The morale of our armed forces has been
destroyed by years of corruption, abuse and neglect by their leaders to the
extent that a police IG was jailed for stealing money meant for the welfare of
the people he should be serving. It does not get worse than that. He may soon
obtain his own pardon and run for governor.
PROGNOSIS:
We will continue to linger in this state
of insecurity unless we change the old way of doing things.
REMEDY:
Nigeria needs to build a brand new
security architecture. We need an integrated Homeland Security that gets
information and data from all security agencies and is able to use the
information to analyze where new threats are, where they might be coming from
next and recommend quick ways to nip the issues in the bud. Electronic
surveillance and new technology and research will be carried out by the
Homeland Security to keep us safe. The old bureaucracy that has characterized
our security system will become a thing of the past. Lazy security reports that
only tend to demonize opposition will give way to modern techniques of threat
assessment. This is the 21st century and we must think like we are
actually in the 21st century. The opposition is not the enemy. The Governor is not the state and the President is not the country. All of us, citizens of this nation are equal stakeholders in project Nigeria.
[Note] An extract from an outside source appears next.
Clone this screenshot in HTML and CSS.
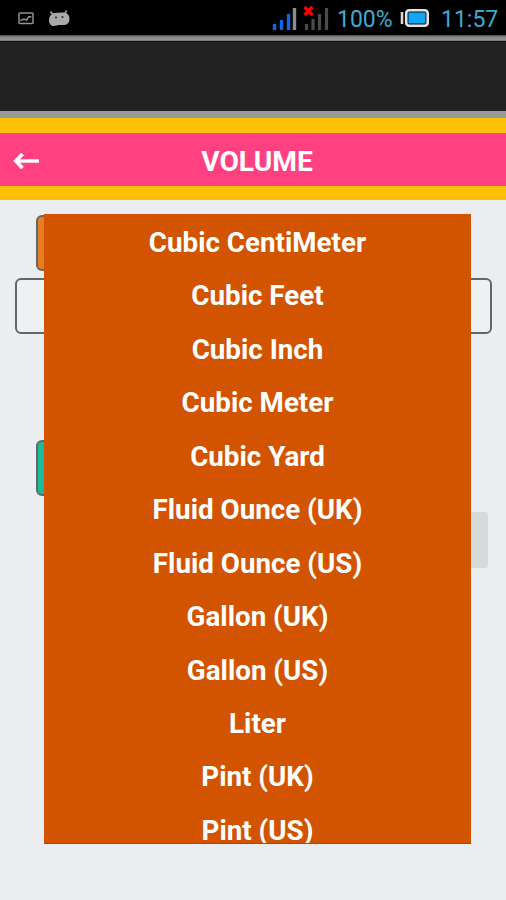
FILE: index.html
```html
<!DOCTYPE html>
<html lang="en">
<head>
<meta charset="utf-8">
<title>Volume</title>
<link rel="stylesheet" href="styles.css">
</head>
<body>
<header class="status">
  <svg class="notices" width="76" height="35" viewBox="0 0 76 35">
    <rect x="19" y="13" width="14" height="10.500" rx="1" fill="none" stroke="#929292" stroke-width="1.5"/>
    <path d="M20.500 20.500l3.500-1.500 2.500 1 2.500-3.500 2.500.5" fill="none" stroke="#929292" stroke-width="1.500"/>
    <path d="M50.500 11.500l3 4M66.500 10.500l-2 4" stroke="#aaa" stroke-width="1.600"/>
    <path d="M49 20.500c0-4 2-7 6-7.500 3-.4 5-.3 8-.5 4-.2 6.500 2.500 6.500 6.500S67 25 63 25h-4c-2 0-3 1-5 1-3 0-5-2-5-5.500z" fill="#aaa"/>
    <circle cx="56" cy="17.500" r="1" fill="#222"/><circle cx="62.500" cy="17" r="1" fill="#222"/>
  </svg>
  <svg class="signals" width="60" height="35" viewBox="0 0 60 35">
    <path d="M4.500 24v6M11.500 20v10M18.500 14v16" stroke="#1264e8" stroke-width="3.400"/>
    <path d="M24.500 8v22" stroke="#8d8d8d" stroke-width="3.400"/>
    <path d="M36.500 24v6M43 19v11M49.500 14v16M56.500 8v22" stroke="#4b4b4b" stroke-width="3.200"/>
    <path d="M34.500 7l8 8M42.500 7l-8 8" stroke="#f00" stroke-width="3.400"/>
  </svg>
  <span class="percent">100%</span>
  <svg class="battery" width="30" height="35" viewBox="0 0 30 35">
    <path d="M2 12v12" stroke="#ddd8cf" stroke-width="2.600"/>
    <rect x="6.200" y="10.200" width="21.500" height="15.500" rx="3" fill="#001018" stroke="#e8e3dc" stroke-width="2.600"/>
    <rect x="8.500" y="12.500" width="17" height="11" fill="#14a5f5"/>
  </svg>
  <span class="time">11:57</span>
</header>
<div class="divider"></div>
<div class="actionbar"></div>
<nav class="titlebar">
  <svg class="back" width="28" height="20" viewBox="0 0 28 20">
    <path d="M27 10H5" stroke="#fff" stroke-width="3.400"/>
    <path d="M10.500 3L3.800 10l6.700 7" fill="none" stroke="#fff" stroke-width="3.600"/>
  </svg>
  <h1>VOLUME</h1>
</nav>
<main class="screen">
  <div class="form">
    <div class="field from"></div>
    <div class="field value"></div>
    <div class="field to"></div>
    <div class="field result"></div>
  </div>
  <ul class="dropdown">
    <li>Cubic CentiMeter</li>
    <li>Cubic Feet</li>
    <li>Cubic Inch</li>
    <li>Cubic Meter</li>
    <li>Cubic Yard</li>
    <li>Fluid Ounce (UK)</li>
    <li>Fluid Ounce (US)</li>
    <li>Gallon (UK)</li>
    <li>Gallon (US)</li>
    <li>Liter</li>
    <li>Pint (UK)</li>
    <li>Pint (US)</li>
  </ul>
</main>
</body>
</html>
```
FILE: styles.css
```css
* { box-sizing: border-box; }
body {
  margin: 0;
  height: 900px;
  overflow: hidden;
  display: flex;
  flex-direction: column;
  background: #ebeef0;
  font-family: Roboto, sans-serif;
}
.status {
  height: 35px;
  flex: none;
  display: flex;
  align-items: center;
  background: #000;
  color: #41a9d3;
  font-size: 23px;
  line-height: 35px;
  white-space: nowrap;
}
.status svg { flex: none; }
.notices { margin-right: 194px; }
.signals { margin-right: 7px; }
.percent, .time { padding-top: 3px; }
.percent { width: 56px; }
.battery { margin-left: 7px; }
.time { margin-left: 11px; }
.divider {
  height: 7px;
  flex: none;
  background: linear-gradient(#3c3c3c, #858585 25%, #959595 75%, #111 92%);
}
.actionbar {
  height: 76px;
  flex: none;
  background: #222;
  border-bottom: 7px solid #999;
}
.titlebar {
  height: 82px;
  flex: none;
  display: grid;
  grid-template-columns: 28px 1fr 28px;
  align-items: center;
  padding: 0 4px 0 12px;
  background: #ff4081;
  border-top: 15px solid #ffc107;
  border-bottom: 14px solid #ffc107;
}
.titlebar h1 {
  margin: 4px 0 0;
  color: #fff;
  font-size: 28.2px;
  font-weight: 700;
  line-height: 32px;
  text-align: center;
}
.back { margin-top: 3px; }
.screen {
  position: relative;
  flex: 1;
}
.form {
  display: flex;
  flex-direction: column;
  padding: 15px 14px 0 15px;
}
.field {
  height: 56px;
  border: 2px solid #62676a;
  border-radius: 6px;
}
.from { margin: 0 21px; background: #e67e22; }
.value { margin-top: 7px; background: #eef1f2; }
.to { margin: 106px 21px 0; background: #1abc9c; }
.result {
  margin: 16px 4px 0 250px;
  background: #d6dbda;
  border: 0;
  border-radius: 3px;
}
.dropdown {
  position: absolute;
  left: 44px;
  top: 14px;
  width: 427px;
  height: 630px;
  margin: 0;
  padding: 2px 0 0;
  overflow: hidden;
  list-style: none;
  background: #d35400;
  border-bottom: 1px solid #cf3900;
  color: #fff;
  font-size: 27.75px;
  font-weight: 700;
  text-align: center;
}
.dropdown li {
  height: 53.45px;
  line-height: 53.45px;
}
```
Grassroots approach to CONFLICT
resolution is a road worth pursuing. If the Niger Delta militancy was resolved
through a grassroots approach, there is no reason why the Boko Haram insurgency
cannot be resolved in the same way. There are people whom they trust to
negotiate on their behalf. Read article titled. (How to get our girls back by
Mama Boko Haram), in the Nation newspaper of June 24th, 2014.
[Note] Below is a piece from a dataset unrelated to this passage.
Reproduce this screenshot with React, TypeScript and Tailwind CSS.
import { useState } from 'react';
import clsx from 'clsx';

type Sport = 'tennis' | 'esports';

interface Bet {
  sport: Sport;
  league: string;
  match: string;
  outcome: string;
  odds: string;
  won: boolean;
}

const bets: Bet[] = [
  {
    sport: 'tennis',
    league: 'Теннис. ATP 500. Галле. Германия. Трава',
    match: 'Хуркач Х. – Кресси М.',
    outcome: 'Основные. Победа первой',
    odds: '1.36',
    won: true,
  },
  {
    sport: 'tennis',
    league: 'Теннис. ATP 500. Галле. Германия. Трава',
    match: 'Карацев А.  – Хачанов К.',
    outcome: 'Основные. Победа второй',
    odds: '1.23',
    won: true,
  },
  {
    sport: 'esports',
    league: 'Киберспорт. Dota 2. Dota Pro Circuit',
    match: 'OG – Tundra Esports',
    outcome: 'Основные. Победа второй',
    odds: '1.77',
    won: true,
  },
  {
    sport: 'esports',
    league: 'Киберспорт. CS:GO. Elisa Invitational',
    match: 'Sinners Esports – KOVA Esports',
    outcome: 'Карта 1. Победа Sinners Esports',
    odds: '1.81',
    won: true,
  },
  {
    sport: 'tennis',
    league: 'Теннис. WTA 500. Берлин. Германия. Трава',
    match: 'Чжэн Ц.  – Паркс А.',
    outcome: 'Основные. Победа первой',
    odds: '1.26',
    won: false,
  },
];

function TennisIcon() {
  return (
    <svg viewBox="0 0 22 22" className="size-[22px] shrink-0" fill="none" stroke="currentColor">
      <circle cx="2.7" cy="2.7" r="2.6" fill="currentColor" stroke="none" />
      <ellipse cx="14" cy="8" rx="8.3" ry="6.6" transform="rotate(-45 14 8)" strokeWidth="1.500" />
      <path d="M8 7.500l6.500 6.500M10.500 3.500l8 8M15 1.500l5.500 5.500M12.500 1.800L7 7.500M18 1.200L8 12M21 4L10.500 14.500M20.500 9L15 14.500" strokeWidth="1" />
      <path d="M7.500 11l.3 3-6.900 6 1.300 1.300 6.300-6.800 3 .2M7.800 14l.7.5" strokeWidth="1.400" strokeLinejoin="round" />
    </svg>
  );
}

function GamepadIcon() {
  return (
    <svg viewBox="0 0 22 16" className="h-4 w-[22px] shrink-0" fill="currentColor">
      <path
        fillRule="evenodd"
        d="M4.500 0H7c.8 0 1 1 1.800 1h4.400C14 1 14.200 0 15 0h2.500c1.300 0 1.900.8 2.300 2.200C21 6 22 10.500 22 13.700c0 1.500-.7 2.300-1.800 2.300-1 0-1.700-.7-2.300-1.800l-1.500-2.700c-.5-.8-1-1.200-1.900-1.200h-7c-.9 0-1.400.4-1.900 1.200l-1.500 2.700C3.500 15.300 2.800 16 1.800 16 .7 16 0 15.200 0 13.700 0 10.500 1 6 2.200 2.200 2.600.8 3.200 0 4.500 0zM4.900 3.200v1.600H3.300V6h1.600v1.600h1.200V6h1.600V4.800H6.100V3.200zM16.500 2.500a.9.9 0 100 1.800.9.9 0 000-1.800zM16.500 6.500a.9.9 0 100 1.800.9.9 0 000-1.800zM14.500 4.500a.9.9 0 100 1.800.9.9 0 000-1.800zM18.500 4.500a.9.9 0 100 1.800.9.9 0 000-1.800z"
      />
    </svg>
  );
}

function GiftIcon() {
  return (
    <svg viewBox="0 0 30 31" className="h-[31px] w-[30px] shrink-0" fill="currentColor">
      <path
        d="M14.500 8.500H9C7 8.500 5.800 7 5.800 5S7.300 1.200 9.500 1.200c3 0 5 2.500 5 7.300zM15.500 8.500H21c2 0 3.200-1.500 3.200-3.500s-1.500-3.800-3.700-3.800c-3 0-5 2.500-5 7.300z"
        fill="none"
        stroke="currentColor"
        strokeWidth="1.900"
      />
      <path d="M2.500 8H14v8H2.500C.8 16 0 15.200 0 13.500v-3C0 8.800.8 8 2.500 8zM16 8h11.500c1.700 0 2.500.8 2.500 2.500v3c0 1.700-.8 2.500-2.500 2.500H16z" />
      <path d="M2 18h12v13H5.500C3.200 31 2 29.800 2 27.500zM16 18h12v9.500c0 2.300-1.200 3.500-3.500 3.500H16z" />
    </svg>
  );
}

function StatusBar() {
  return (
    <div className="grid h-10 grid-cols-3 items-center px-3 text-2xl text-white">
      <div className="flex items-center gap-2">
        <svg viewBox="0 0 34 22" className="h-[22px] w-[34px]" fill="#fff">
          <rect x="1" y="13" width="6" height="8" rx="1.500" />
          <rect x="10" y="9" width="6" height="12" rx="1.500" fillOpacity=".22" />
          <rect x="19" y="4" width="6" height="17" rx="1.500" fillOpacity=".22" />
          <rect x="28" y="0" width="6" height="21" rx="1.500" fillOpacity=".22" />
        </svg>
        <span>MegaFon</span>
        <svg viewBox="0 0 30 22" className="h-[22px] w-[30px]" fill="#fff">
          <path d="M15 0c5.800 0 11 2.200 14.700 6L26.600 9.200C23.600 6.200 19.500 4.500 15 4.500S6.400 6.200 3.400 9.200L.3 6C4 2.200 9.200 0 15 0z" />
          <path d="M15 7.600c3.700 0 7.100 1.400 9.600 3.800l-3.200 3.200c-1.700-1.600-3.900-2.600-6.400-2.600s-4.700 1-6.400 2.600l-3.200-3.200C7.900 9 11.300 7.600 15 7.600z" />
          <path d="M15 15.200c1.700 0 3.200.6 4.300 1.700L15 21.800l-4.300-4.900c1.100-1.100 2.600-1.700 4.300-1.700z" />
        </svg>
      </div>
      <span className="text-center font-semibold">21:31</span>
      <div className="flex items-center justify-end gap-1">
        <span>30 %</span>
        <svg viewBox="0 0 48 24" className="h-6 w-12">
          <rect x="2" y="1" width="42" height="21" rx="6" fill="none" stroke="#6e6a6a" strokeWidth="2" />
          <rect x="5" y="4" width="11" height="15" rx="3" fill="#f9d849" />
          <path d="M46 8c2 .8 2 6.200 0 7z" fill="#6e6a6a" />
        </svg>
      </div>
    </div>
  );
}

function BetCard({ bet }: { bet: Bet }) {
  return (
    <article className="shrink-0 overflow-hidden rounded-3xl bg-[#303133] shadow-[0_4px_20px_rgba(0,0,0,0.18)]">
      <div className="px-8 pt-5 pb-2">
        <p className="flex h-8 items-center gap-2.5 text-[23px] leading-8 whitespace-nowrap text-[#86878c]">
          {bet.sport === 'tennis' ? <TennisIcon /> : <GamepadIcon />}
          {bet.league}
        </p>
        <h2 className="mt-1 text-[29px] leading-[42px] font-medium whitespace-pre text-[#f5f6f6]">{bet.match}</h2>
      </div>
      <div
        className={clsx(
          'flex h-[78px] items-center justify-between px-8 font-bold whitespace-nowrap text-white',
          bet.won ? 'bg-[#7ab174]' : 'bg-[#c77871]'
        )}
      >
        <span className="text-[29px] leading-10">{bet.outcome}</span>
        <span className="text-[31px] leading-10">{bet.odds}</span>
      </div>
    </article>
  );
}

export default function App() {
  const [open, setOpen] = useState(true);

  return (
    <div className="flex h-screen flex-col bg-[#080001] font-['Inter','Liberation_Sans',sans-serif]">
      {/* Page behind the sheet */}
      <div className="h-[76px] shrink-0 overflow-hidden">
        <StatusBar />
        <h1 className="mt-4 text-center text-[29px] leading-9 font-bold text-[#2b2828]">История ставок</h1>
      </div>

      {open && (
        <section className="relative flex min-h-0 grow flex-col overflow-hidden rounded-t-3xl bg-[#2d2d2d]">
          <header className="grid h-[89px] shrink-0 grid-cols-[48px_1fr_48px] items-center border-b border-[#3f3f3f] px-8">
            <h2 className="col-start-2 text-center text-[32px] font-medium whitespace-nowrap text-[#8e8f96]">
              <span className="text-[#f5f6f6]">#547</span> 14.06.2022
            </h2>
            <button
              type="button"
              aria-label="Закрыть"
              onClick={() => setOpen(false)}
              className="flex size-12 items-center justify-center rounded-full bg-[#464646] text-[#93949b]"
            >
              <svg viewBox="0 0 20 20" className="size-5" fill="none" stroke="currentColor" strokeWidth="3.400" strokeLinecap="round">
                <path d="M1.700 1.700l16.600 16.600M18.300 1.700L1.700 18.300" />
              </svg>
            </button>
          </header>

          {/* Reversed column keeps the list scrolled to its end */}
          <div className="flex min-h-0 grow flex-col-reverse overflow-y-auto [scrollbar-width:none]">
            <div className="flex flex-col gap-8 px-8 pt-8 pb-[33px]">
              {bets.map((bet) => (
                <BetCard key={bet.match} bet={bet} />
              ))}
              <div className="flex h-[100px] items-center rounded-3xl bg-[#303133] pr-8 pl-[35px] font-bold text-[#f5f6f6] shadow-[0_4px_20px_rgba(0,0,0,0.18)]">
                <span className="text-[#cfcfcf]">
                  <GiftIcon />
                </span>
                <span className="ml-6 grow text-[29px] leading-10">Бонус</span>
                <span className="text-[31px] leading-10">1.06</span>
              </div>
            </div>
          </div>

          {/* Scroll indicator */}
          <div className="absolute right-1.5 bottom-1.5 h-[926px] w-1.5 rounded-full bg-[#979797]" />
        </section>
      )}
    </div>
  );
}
One more puzzle in solving problems of
insecurity is individual responsibility. We must as a nation begin to watch out
for and report suspicious behavior and we should be able to do this
anonymously.
I
understand that one of the biggest fears people have about reporting crime is
their personal safety because they do not trust that the people they are
reporting to might not be complicit in the crime. To this end, the creation of
an emergency 911 system will be uppermost in my plans to address insecurity in
the land.
We are in 2014. We must rise to the
security challenges of these times with technology. British society rose to the
challenge of the Irish Republican Army (IRA) with technology. In today’s
Britain, cameras can tell your story from the moment you arrive in the country
until the day you depart.
To solve the immediate problem of our
girls in captivity I would grant full, unconditional and unequivocal amnesty to
Boko Haram. We need peace to develop this country. That would be my priority. The British government with all its might eventually had to negotiate with the IRA. The Israeli government with all their might also had to negotiate with the PLO. Even the United States, the most powerful nation on earth had to negotiate with Iran in 1981 to set the American hostages free and in recent months, they negotiated with the Taliban to set one American soldier free. My name is Michael Ovienmhada. If you desire change in 2015, then, I am your man----the face of Change. We can build a country which works for everyone and not just for the few. God bless you and may God bless the Federal Republic of Nigeria.